President Biden doesn’t exist in vacuum, and to understand how the U.S. came to occupy such a tortured role in international climate talks, it first helps to understand the history. The U.S. is the largest historic emitter, responsible for a quarter of emissions since countries first began burning fossil fuels.
But, despite playing a critical role causing the problem, for decades the U.S. has been an inconsistent climate partner to the rest of the world. At the worst times, the country rejected the rest of the world’s efforts. The Senate rejected the Kyoto Protocol; President Donald Trump pulled the U.S. out of the Paris Agreement. At the best of times, the country helped marshal agreement on key issues, including the final language of the Paris Agreement—though often with a careful eye toward ensuring that the final outcome served U.S. interests.
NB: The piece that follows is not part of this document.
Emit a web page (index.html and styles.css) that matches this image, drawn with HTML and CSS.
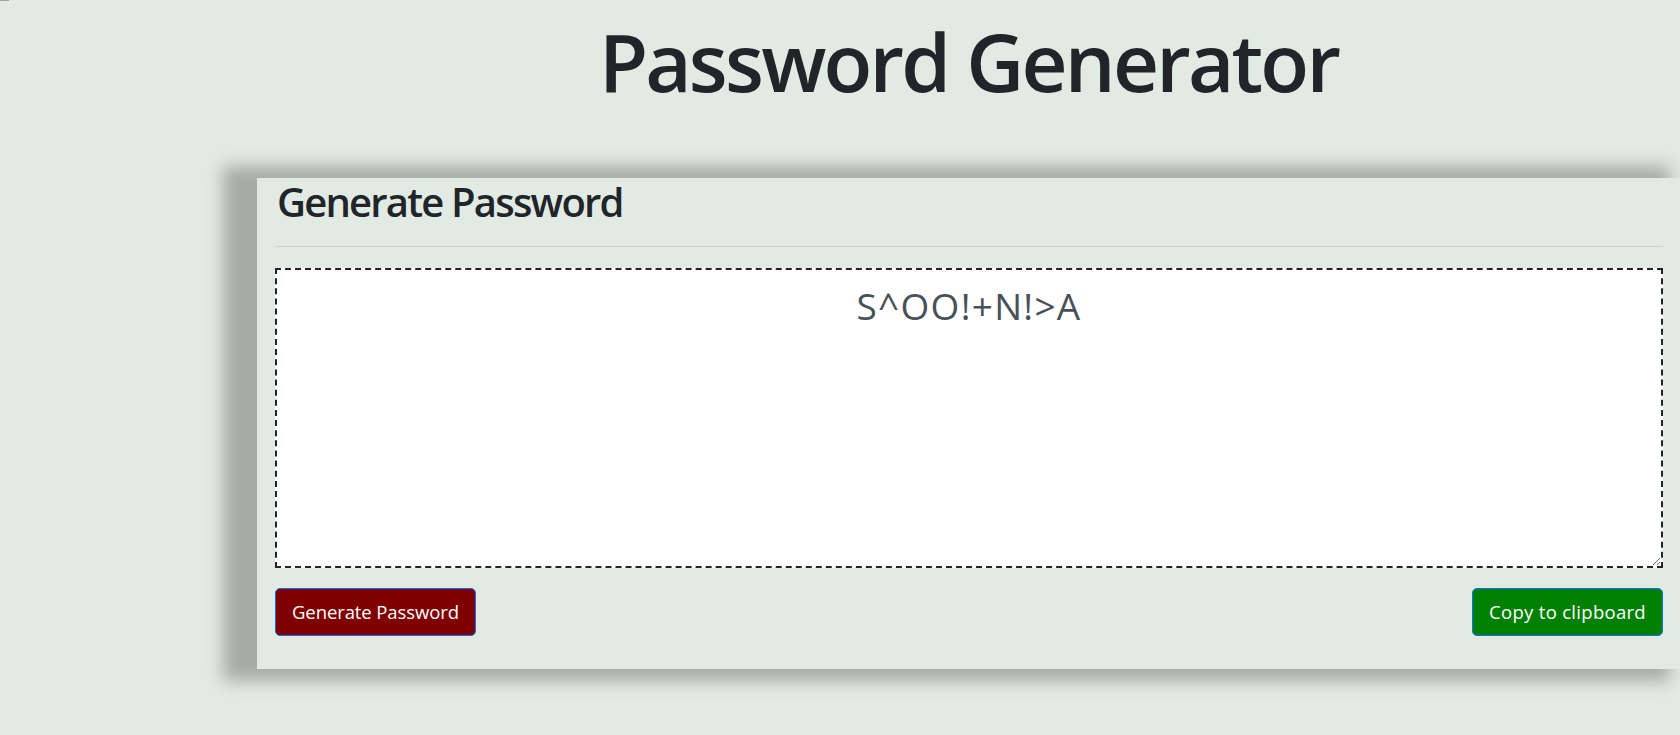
FILE: index.html
```html
<!DOCTYPE html>
<html lang="en">
<head>
<meta charset="utf-8">
<title>Password Generator</title>
<link rel="stylesheet" href="styles.css">
</head>
<body>
<div class="topmark"></div>
<div class="wrapper">
  <header>
    <h1 class="title">Password Generator</h1>
  </header>
  <div class="card">
    <div class="card-header">
      <h2 class="card-title">Generate Password</h2>
    </div>
    <hr class="divider">
    <div class="card-body">
      <textarea readonly class="password" aria-label="Generated Password">S^OO!+N!&gt;A</textarea>
    </div>
    <div class="card-footer">
      <button class="btn btn-generate">Generate Password</button>
      <button class="btn btn-copy">Copy to clipboard</button>
    </div>
  </div>
</div>
</body>
</html>
```

FILE: styles.css
```css
html, body {
  margin: 0;
  padding: 0;
}

body {
  background: #e1ebe4;
  font-family: "Open Sans", "Noto Sans", sans-serif;
  color: #212529;
}

.topmark {
  width: 9px;
  height: 1px;
  background: #a0a4a2;
}

.wrapper {
  padding-left: 257px;
  padding-bottom: 40px;
}

.title {
  margin: 12px 0 0;
  text-align: center;
  font-size: 80px;
  font-weight: 600;
  line-height: 96px;
  letter-spacing: -2.8px;
  color: #212529;
}

.card {
  margin-top: 69px;
  background: #e1ebe4;
  padding: 0 17px 33px 18px;
  box-shadow: -22px 0 16px 12px rgba(0, 0, 0, 0.27);
}

.card-title {
  margin: 0 0 20px 2px;
  font-size: 40px;
  font-weight: 600;
  line-height: 48px;
  letter-spacing: -1.8px;
}

.divider {
  margin: 0 0 21px;
  border: 0;
  border-top: 1px solid rgba(0, 0, 0, 0.1);
}

.card-body {
  display: flex;
}

.password {
  flex: 1;
  box-sizing: border-box;
  height: 300px;
  margin: 0;
  padding: 8px 16px;
  background: #fff;
  border: 2px dashed #212529;
  border-radius: 0;
  font-family: "Open Sans", "Noto Sans", sans-serif;
  font-size: 37px;
  line-height: 1.5;
  color: #495057;
  text-align: center;
  letter-spacing: 1.3px;
  resize: vertical;
}

.card-footer {
  display: flex;
  justify-content: space-between;
  margin-top: 20px;
}

.btn {
  box-sizing: border-box;
  height: 48px;
  padding: 0 16px;
  border: 1px solid #0d6efd;
  border-radius: 5px;
  font-family: "Open Sans", "Noto Sans", sans-serif;
  font-size: 18.5px;
  line-height: 46px;
  color: #fff;
  cursor: pointer;
}

.btn-generate {
  background: #800000;
  letter-spacing: -0.1px;
}

.btn-copy {
  background: #008000;
  letter-spacing: 0.3px;
}
```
Perhaps more importantly, the country repeatedly failed to enact meaningful climate legislation at home, even when the president was sympathetic. With all that in mind, for many around the world there’s a sense of debt owed given that not only has the U.S. caused climate change with its own emissions, but the country has also crippled attempts for the world to do something about it.
At times, the U.S. has sought to redress that claim, but following through has been much more difficult. In 2009, the U.S. joined other developed countries in promising to send a collective $100 billion annually to developing countries for climate initiatives beginning in 2020. President Biden has pursued providing $11 billion to that effort, though Congress is yet to approve it. “We’re going to continue to fight for that money,” says John Podesta, a Biden advisor who is overseeing implementation of the IRA.
Yet, an analysis from Carbon Brief suggests that the U.S. fair share—given its historical contribution to climate change—would be nearly $40 billion annually. “It was nice to see some movement,” says Gaia Larsen, finance access director at the World Resources Institute. “But you know, we’re not reaching the level of financial commitments that the international community would consider to be up to par with what they need in order to be in good standing, not in the legal sense, but in a moral sense.”
In an odd turn of events, the E.U., too, has expressed some measured frustration at the U.S. climate approach. The E.U. has pursued measures to cut emissions with increased fervor over the last several decades, placing a significant emphasis on sticks that penalize emissions. With the IRA, the U.S. has, for the most part, pursued a carrots-only approach. In other words, while the E.U. has made life tougher for industry with its climate policy, the U.S. is making life easier for its own companies.
There’s a simple explanation: domestic politics. More specifically, it’s really hard to pass significant legislation in the U.S. That’s at least in part why former President Bill Clinton tried and failed to pass an energy tax, and why former President Barack Obama couldn’t get a cap-and-trade bill that would have set a limit on U.S. emissions over the finish line. Biden’s IRA passed Congress narrowly, and, again, it did so by focusing on incentives.
Doing anything that’s perceived as a giveaway is even more difficult. In 1997, the Senate preemptively rejected the Kyoto Protocol with a resolution that declared that the U.S. shouldn’t accept international climate treaties that give special treatment to developing countries. That resolution passed 95-0.
It’s this reality that, at least in part, explains why the Biden Administration has tried to use other levers—including the private sector—to get things moving. On Wednesday, John Kerry, the former secretary of state who serves as Biden’s climate envoy, announced a carbon offset scheme designed to help funnel private sector money to developing countries.
The proposal was met with widespread skepticism. Some activists criticized it on the merits, saying the approach wouldn’t work, while others characterized it as a smokescreen to keep eyes off U.S. failure to deliver on its government commitment to international climate aid.
If it is a smokescreen, the political dysfunction and climate detachment in the U.S. that it’s hiding may not be all that appealing.